1st highlight of the day: Coming off a one-way street merging ino a 2-way street I decided to get some speed on, narrowly missing a flying Fiat Uno zooming down another road beside us, some teenager was late for his Sunday lunch, or he’d just nicked the car. Either way I was nearly our first roadkill count.
After weaving (dicking) around for an hour or two, we finally found our coastal route and cruised into Espinho through the colourful, crowded Sunday market for late lunch and 5pm departure to Aveiro (Ah-vay-roo)., where we rocked up at 8pm, at a small, clean and v friendly Brazilian hostel costing a whopping 10 euros each… result.
Unfortunately no photos to show at this stage, as my memory card has just died on me…
PHOTO UPDATE: Damaged handlebars below (take them off for the flight!), plus first destination from Porto… ‘Espinho’
PORTUGAL CYCLING: All set…
New chain.. check. Energy bars & sweets.. check. Bubble wrap, spare tyres, tubes, portuguese phasebook, solar charger, tools, suncream, hideous haircut… check.

We’re all set, on our way.. VAMOS POR-TU-GAL, hola Oporto y adeus Inglaterra!!! 650kms to go, Oporto to Sagres… enjoy the pics.
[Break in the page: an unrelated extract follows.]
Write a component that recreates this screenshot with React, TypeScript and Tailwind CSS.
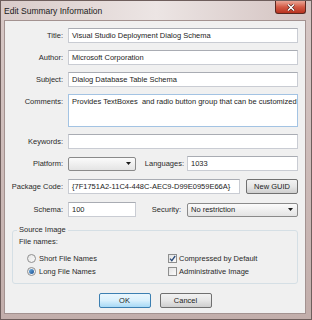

Failing to prepare is preparing to fail
Excuse the old maxim but it’s proving to be true! Pedal buddy Andrew and I have been pushed up right against it planning this trip. So far we’ve encountered 3 problems (other small ones too), before we’ve even left dear old Blighty!
1. Wrong pannier rack posted out to us – NOW SORTED
2. Bike bags not delivered to work address – GETTING SORTED
3. TAP Portugal strike action dates commence the day we’re booked to go – 18th June! – WAIT & SEE…
Perhaps it would be easier to shoot up to John ‘O Groats on a cycle ‘staycation’, but that would be just boring. I’m getting the impression this is going to be another crazy ‘Wight/Wilson’ trip already, happy days!